Records with interface code
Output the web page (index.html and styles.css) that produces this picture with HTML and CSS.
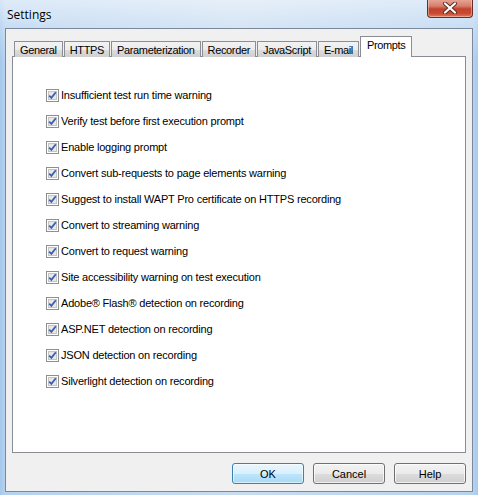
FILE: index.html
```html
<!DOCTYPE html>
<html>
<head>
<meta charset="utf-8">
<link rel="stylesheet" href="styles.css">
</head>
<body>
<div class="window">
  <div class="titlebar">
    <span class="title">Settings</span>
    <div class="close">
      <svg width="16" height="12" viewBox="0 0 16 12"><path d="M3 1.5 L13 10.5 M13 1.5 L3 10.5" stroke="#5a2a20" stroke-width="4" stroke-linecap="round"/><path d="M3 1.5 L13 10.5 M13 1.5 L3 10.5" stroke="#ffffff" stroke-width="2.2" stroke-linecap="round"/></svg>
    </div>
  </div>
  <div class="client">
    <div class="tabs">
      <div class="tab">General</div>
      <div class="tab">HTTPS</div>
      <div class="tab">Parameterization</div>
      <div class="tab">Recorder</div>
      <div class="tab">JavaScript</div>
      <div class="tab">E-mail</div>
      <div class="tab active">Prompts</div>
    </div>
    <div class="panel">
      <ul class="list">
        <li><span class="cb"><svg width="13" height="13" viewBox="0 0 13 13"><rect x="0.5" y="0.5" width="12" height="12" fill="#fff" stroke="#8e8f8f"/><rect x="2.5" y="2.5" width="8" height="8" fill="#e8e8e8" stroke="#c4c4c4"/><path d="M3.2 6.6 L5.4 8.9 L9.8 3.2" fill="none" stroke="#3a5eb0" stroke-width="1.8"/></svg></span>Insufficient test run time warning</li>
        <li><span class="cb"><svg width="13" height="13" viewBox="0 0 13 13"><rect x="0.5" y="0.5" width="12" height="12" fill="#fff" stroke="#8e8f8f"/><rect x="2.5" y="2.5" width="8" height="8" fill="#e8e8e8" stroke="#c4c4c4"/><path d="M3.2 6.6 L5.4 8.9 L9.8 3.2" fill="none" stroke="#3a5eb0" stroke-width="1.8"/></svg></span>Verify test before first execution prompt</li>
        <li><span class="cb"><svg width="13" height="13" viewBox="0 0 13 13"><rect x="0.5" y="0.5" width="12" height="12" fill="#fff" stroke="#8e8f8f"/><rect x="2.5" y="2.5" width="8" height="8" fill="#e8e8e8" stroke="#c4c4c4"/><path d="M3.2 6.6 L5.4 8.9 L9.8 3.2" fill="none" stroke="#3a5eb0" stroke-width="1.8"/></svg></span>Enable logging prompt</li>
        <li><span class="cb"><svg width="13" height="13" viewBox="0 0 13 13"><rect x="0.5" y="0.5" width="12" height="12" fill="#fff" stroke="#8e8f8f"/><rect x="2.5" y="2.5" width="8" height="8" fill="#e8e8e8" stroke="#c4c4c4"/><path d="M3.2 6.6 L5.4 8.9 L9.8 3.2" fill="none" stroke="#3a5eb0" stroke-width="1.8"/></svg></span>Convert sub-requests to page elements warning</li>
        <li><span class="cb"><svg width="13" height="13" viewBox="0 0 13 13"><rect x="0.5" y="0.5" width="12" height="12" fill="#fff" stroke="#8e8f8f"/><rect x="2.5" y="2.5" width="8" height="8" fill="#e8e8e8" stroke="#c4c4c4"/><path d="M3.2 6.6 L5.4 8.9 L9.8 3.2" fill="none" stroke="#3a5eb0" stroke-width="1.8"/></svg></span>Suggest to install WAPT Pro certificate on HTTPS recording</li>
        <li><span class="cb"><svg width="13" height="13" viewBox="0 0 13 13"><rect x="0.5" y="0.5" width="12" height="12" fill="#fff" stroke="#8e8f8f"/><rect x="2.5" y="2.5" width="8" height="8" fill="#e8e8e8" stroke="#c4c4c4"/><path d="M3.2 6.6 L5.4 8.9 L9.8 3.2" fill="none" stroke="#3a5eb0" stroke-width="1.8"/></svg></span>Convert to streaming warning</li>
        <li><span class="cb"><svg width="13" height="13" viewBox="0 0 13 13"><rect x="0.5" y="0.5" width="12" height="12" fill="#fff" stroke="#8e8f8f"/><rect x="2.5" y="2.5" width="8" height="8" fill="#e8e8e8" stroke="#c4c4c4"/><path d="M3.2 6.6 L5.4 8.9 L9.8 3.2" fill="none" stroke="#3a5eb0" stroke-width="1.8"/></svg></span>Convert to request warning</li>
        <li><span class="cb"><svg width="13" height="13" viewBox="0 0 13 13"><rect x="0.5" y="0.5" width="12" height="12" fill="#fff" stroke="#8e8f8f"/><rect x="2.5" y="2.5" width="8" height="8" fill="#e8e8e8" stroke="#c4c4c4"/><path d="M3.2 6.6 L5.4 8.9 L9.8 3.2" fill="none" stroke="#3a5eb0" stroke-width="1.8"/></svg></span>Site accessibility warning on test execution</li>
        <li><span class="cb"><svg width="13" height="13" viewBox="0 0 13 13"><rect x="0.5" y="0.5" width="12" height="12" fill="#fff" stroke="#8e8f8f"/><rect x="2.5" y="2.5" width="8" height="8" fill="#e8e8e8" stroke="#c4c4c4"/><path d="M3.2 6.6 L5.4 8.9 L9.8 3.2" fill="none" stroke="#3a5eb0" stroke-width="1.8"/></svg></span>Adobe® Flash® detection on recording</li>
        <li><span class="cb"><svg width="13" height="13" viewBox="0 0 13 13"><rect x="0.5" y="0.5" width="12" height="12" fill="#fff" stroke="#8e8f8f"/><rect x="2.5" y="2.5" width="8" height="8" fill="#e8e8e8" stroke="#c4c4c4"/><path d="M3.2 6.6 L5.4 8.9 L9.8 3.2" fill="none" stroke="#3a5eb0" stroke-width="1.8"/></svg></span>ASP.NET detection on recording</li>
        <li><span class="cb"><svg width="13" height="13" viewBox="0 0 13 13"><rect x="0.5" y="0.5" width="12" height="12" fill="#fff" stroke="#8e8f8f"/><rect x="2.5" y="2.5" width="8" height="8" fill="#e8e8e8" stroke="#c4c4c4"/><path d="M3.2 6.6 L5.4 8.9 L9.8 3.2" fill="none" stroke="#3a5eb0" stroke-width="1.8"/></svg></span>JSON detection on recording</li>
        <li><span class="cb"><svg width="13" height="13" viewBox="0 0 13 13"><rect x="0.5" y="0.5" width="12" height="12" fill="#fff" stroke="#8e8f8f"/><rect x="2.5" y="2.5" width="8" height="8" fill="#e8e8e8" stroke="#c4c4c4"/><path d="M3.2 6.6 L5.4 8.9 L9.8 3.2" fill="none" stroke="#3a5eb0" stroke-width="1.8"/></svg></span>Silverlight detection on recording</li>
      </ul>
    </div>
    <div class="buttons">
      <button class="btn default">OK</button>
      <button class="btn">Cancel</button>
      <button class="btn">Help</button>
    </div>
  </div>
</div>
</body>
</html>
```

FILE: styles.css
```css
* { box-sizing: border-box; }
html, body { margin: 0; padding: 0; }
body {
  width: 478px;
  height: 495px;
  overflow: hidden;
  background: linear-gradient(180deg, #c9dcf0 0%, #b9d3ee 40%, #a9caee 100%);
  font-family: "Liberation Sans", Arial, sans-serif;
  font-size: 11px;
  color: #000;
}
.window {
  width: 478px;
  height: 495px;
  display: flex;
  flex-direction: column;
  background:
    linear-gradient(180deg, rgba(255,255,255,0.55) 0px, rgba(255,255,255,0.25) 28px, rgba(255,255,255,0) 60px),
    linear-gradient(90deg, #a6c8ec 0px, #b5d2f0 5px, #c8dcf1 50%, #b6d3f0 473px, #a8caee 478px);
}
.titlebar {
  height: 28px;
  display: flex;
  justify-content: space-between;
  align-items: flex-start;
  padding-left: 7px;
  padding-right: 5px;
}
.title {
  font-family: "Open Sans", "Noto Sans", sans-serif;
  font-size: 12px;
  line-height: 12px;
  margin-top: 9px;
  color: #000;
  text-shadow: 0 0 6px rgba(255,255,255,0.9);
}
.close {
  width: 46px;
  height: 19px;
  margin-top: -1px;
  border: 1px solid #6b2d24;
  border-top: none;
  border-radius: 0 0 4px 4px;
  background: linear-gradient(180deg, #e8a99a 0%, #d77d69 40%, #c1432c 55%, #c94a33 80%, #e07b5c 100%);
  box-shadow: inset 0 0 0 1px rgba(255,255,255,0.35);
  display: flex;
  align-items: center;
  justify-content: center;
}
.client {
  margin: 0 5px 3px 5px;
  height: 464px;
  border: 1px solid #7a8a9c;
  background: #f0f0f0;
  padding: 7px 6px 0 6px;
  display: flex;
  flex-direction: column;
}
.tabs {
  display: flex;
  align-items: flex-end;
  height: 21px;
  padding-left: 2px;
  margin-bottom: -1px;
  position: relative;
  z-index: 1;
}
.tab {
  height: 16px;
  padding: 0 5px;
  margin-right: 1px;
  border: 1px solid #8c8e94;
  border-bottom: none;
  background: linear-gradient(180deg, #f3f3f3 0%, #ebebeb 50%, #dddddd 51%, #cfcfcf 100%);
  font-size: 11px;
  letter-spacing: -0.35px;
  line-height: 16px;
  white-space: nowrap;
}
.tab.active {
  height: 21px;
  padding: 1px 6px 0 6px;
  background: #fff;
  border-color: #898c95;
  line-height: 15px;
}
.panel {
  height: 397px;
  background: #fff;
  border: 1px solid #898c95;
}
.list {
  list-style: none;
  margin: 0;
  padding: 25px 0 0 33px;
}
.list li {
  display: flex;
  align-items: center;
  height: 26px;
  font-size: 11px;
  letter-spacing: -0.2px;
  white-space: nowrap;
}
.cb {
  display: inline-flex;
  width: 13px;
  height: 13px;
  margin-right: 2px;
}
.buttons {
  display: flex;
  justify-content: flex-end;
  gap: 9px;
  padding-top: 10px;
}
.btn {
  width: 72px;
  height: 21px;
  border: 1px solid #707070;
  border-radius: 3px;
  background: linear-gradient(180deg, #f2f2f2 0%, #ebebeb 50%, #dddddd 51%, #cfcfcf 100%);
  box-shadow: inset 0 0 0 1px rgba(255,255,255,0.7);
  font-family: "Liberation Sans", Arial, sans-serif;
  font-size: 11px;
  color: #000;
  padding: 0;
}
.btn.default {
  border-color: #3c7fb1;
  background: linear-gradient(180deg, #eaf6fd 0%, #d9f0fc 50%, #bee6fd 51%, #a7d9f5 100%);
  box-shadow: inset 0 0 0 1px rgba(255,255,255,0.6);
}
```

==

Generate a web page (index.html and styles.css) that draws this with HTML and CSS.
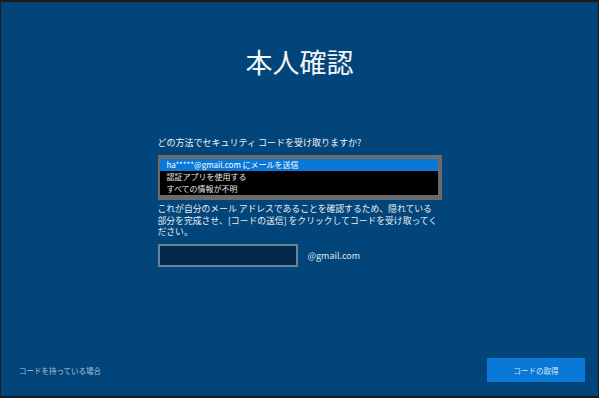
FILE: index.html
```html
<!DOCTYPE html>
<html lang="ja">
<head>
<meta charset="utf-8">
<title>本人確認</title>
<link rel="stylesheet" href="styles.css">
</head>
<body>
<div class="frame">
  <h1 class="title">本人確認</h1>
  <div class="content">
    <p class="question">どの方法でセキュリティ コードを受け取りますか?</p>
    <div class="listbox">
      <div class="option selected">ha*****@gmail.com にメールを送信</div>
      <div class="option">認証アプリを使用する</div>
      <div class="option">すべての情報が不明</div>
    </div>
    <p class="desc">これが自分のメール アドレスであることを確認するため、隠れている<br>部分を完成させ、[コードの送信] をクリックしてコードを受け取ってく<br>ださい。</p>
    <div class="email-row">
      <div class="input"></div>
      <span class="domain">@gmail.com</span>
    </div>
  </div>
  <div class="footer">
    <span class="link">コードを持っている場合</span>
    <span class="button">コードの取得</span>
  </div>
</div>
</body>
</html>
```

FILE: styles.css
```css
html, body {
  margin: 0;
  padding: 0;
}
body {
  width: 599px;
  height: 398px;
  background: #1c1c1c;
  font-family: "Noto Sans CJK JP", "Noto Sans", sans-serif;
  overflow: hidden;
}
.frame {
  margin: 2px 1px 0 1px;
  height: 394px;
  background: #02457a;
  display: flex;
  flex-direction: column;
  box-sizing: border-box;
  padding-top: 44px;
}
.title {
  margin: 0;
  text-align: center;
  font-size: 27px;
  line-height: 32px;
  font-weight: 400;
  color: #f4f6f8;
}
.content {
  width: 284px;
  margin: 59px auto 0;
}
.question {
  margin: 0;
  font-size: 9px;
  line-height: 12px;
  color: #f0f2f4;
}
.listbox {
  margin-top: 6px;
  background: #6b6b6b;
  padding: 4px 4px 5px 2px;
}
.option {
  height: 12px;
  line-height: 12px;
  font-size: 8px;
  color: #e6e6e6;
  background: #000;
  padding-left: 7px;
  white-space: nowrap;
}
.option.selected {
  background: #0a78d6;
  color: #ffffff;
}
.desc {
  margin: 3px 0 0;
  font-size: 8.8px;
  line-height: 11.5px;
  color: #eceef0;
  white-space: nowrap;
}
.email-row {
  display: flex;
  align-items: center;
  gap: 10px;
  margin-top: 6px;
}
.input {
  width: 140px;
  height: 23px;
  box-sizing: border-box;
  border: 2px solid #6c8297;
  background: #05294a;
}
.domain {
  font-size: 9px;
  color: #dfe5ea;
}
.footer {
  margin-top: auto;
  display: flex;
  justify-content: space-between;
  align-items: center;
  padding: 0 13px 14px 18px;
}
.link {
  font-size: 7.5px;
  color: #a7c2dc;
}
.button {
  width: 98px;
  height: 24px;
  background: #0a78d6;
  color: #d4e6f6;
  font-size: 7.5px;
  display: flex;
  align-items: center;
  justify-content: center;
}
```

**TASK OBJECTIVE**
Read the entries above, then pull out the lines that include "this".

**RESPONSE**
Output the web page (index.html and styles.css) that produces this picture with HTML and CSS.
Generate a web page (index.html and styles.css) that draws this with HTML and CSS.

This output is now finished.